Деятели искусства объявлялись проводниками идей Конституции: она
вооружает всех советских писателей новыми могучими революционными идеями […]; она простыми, […] величавыми словами говорит о крупнейших изменениях […] в жизни Советской страны […]. Конституция и доклад товарища Сталина […] являются […] новым словом в развитии марксистско-ленинской теории [Конституция 1936: 5].

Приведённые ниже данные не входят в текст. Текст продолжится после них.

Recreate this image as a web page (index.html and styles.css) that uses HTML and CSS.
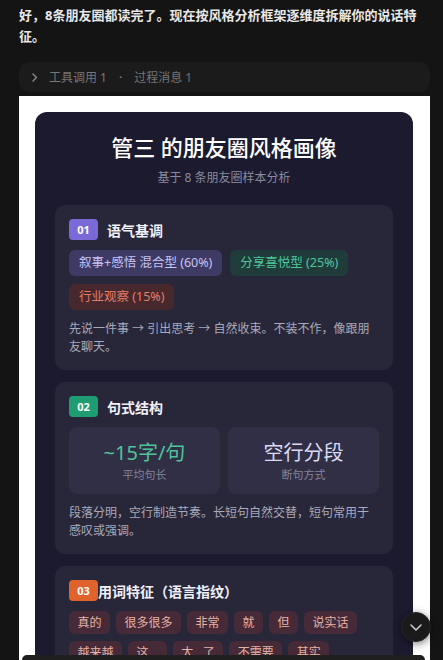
FILE: index.html
```html
<!DOCTYPE html>
<html lang="zh-CN">
<head>
<meta charset="utf-8">
<title>朋友圈风格画像</title>
<link rel="stylesheet" href="styles.css">
</head>
<body>
<div class="chat">
  <p class="intro">好，8条朋友圈都读完了。现在按风格分析框架逐维度拆解你的说话特征。</p>

  <div class="toolbar">
    <svg class="chev" width="6" height="9" viewBox="0 0 6 9"><path d="M1 1l3.5 3.5L1 8" fill="none" stroke="#8a8a8a" stroke-width="1.4" stroke-linecap="round" stroke-linejoin="round"/></svg>
    <span>工具调用 1</span>
    <span class="dot">·</span>
    <span>过程消息 1</span>
  </div>

  <div class="frame">
    <div class="card">
      <h1 class="title">管三 的朋友圈风格画像</h1>
      <p class="subtitle">基于 8 条朋友圈样本分析</p>

      <div class="sections">
        <section class="sec">
          <div class="sec-head">
            <span class="badge badge-purple">01</span>
            <span class="sec-title">语气基调</span>
          </div>
          <div class="tags">
            <span class="tag tag-purple">叙事+感悟 混合型 (60%)</span>
            <span class="tag tag-green">分享喜悦型 (25%)</span>
            <span class="tag tag-red">行业观察 (15%)</span>
          </div>
          <p class="desc">先说一件事 → 引出思考 → 自然收束。不装不作，像跟朋友聊天。</p>
        </section>

        <section class="sec">
          <div class="sec-head">
            <span class="badge badge-green">02</span>
            <span class="sec-title">句式结构</span>
          </div>
          <div class="stats">
            <div class="stat">
              <div class="stat-val stat-green">~15字/句</div>
              <div class="stat-label">平均句长</div>
            </div>
            <div class="stat">
              <div class="stat-val stat-light">空行分段</div>
              <div class="stat-label">断句方式</div>
            </div>
          </div>
          <p class="desc">段落分明，空行制造节奏。长短句自然交替，短句常用于感叹或强调。</p>
        </section>

        <section class="sec">
          <div class="sec-head sec-head-tight">
            <span class="badge badge-orange">03</span>
            <span class="sec-title">用词特征（语言指纹）</span>
          </div>
          <div class="words">
            <span class="word">真的</span>
            <span class="word">很多很多</span>
            <span class="word">非常</span>
            <span class="word">就</span>
            <span class="word">但</span>
            <span class="word">说实话</span>
            <span class="word">越来越</span>
            <span class="word">这...</span>
            <span class="word">太...了</span>
            <span class="word">不需要</span>
            <span class="word">其实</span>
          </div>
          <p class="desc">口语化表达多，常用程度副词加强语气。</p>
        </section>
      </div>
    </div>
  </div>
</div>

<button class="scroll-btn" aria-label="滚动到底部">
  <svg width="12" height="7" viewBox="0 0 12 7"><path d="M1 1l5 5 5-5" fill="none" stroke="#cfcfcf" stroke-width="1.5" stroke-linecap="round" stroke-linejoin="round"/></svg>
</button>
<div class="composer"></div>
</body>
</html>
```

FILE: styles.css
```css
* { box-sizing: border-box; }

html, body {
  margin: 0;
  padding: 0;
  background: #141414;
}

body {
  font-family: "Noto Sans", "Noto Sans CJK SC", sans-serif;
  color: #e6e6e6;
}

.chat {
  padding: 5px 13px 0 19px;
}

.intro {
  margin: 0;
  width: 402px;
  font-size: 13px;
  line-height: 21px;
  font-weight: 700;
  color: #e8e8e8;
}

.toolbar {
  margin-top: 15px;
  height: 30px;
  border-radius: 10px;
  background: #1b1b1b;
  display: flex;
  align-items: center;
  padding-left: 13px;
  font-size: 12px;
  color: #767676;
}

.toolbar .chev {
  margin-right: 11px;
}

.toolbar .dot {
  margin: 0 12px;
  color: #8a8a8a;
}

.frame {
  margin-top: 4px;
  background: #ffffff;
  padding: 16px 17px 16px 16px;
}

.card {
  background: #1c1a2e;
  border-radius: 12px;
  padding: 20px 20px 20px;
}

.title {
  margin: 0;
  text-align: center;
  font-size: 22px;
  line-height: 30px;
  font-weight: 500;
  color: #ffffff;
}

.subtitle {
  margin: 7px 0 0;
  text-align: center;
  font-size: 12px;
  line-height: 18px;
  color: #8b8a9e;
}

.sections {
  margin-top: 18px;
  display: flex;
  flex-direction: column;
  gap: 12px;
}

.sec {
  background: #28273a;
  border-radius: 10px;
  padding: 14px 14px 14px;
}

.sec-head {
  display: flex;
  align-items: center;
  gap: 9px;
  height: 21px;
}

.sec-head-tight { gap: 0; }

.badge {
  width: 29px;
  height: 21px;
  border-radius: 4px;
  display: flex;
  align-items: center;
  justify-content: center;
  font-size: 11px;
  font-weight: 700;
  color: #ffffff;
}

.badge-purple { background: #7a6ad8; }
.badge-green { background: #1f9d72; }
.badge-orange { background: #e0622c; }

.sec-title {
  font-size: 14px;
  font-weight: 700;
  color: #f1f0f7;
}

.tags {
  margin-top: 10px;
  display: flex;
  flex-wrap: wrap;
  gap: 8px;
}

.tag {
  height: 26px;
  line-height: 26px;
  padding: 0 10px;
  border-radius: 6px;
  font-size: 12.5px;
}

.tag-purple { background: #3d3a64; color: #c9c4f4; }
.tag-green { background: #1f3c3b; color: #4fc79a; }
.tag-red { background: #47292d; color: #e67c69; }

.desc {
  margin: 10px 0 0;
  font-size: 12px;
  line-height: 18px;
  color: #aaa9b9;
}

.stats {
  margin-top: 10px;
  display: grid;
  grid-template-columns: 1fr 1fr;
  gap: 8px;
}

.stat {
  background: #302f45;
  border-radius: 8px;
  padding: 13px 8px 12px;
  text-align: center;
}

.stat-val {
  font-size: 20px;
  line-height: 26px;
}

.stat-green { color: #4fc39a; }
.stat-light { color: #dcdaf4; }

.stat-label {
  margin-top: 2px;
  font-size: 11px;
  line-height: 14px;
  color: #85849a;
}

.words {
  margin-top: 10px;
  display: flex;
  flex-wrap: wrap;
  gap: 7px 6px;
}

.word {
  height: 23px;
  line-height: 23px;
  padding: 0 8.5px;
  border-radius: 6px;
  background: #462a37;
  color: #e6b3a6;
  font-size: 12px;
}

.scroll-btn {
  position: fixed;
  right: 12px;
  bottom: 18px;
  width: 30px;
  height: 30px;
  border-radius: 50%;
  border: 1px solid #262626;
  background: #1a1a1a;
  box-shadow: 0 2px 8px rgba(0, 0, 0, 0.5);
  display: flex;
  align-items: center;
  justify-content: center;
  padding: 0;
}

.composer {
  position: fixed;
  left: 22px;
  right: 18px;
  bottom: 0;
  height: 5px;
  background: #1f1f1f;
  border-radius: 14px 14px 0 0;
}
```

Журнал указывал на недостаточность отражения образа положительного героя и призывал до конца изжить вульгарно-социологическую критику. Редакция уверяла, что эти задачи вытекают из Конституции, и тут же опиралась на главного соцреалиста: «Горький […] неоднократно указывал на те большие и ответственные темы, которые все ждут своей реализации в советской художественной литературе» [Там же]. Контекст Конституции легко вобрал и другого писателя-наставника – Пушкина:
Октябрьская революция […] создала условия и для того, чтобы Пушкин стал мировым поэтом. […] Литература теперь «стала нераздельна с народом» в Советском Союзе. В сталинской Конституции записаны завоевания революции, давшие […] свободу печати, право на труд, право на отдых, право на образование. Право на Пушкина […] обеспечено […] сталинской Конституцией СССР [Самойлов 1937: 149].
Мессер прямо связывала рецепцию фильма с усвоением связанных с ним текстов:
Масштаб фильма «Друзья» […] нельзя понять без реальной оценки возможностей, заключенных в его сценарии […]. Идея дружбы народов СССР, выраженная в великой Сталинской Конституции, пронизывает эту киноповесть [Мессер 1938б: 38].
В статье о ликвидации «троцкистско-зиновьевских прохвостов» идиллически описывалось то, против чего пытались действовать «грязные агенты фашизма»:
Множатся богатства социалистической родины, окрепла и гигантски выросла сталинская индустрия, буйно колосятся нивы сталинских колхозов, дружно и весело работает […] армия сталинских стахановцев […]. Стальным поясом несокрушимой мощи опоясала границы страны сталинская Красная армия. И венчая все здание, сверкают над миром незабываемые исторические статьи сталинской конституции [Зорче взгляд 1936: 454].
В образе статей, сверкающих над миром, отражена архаическая вера в магическую способность слова изменять мир. Если бы редакция «Театра и драматургии» работала над проектом Дворца Советов, то на его вершине статуя Ленина держала бы в поднятой руке именно сталинскую Конституцию. Кстати, в байках о проектах Дворца Советов схожие решения найти несложно: якобы в голове ленинской статуи должна была расположиться библиотека [Раппапорт 2004]. Тексты должны были венчать здание-символ СССР – идеальный образец текстоцентризма.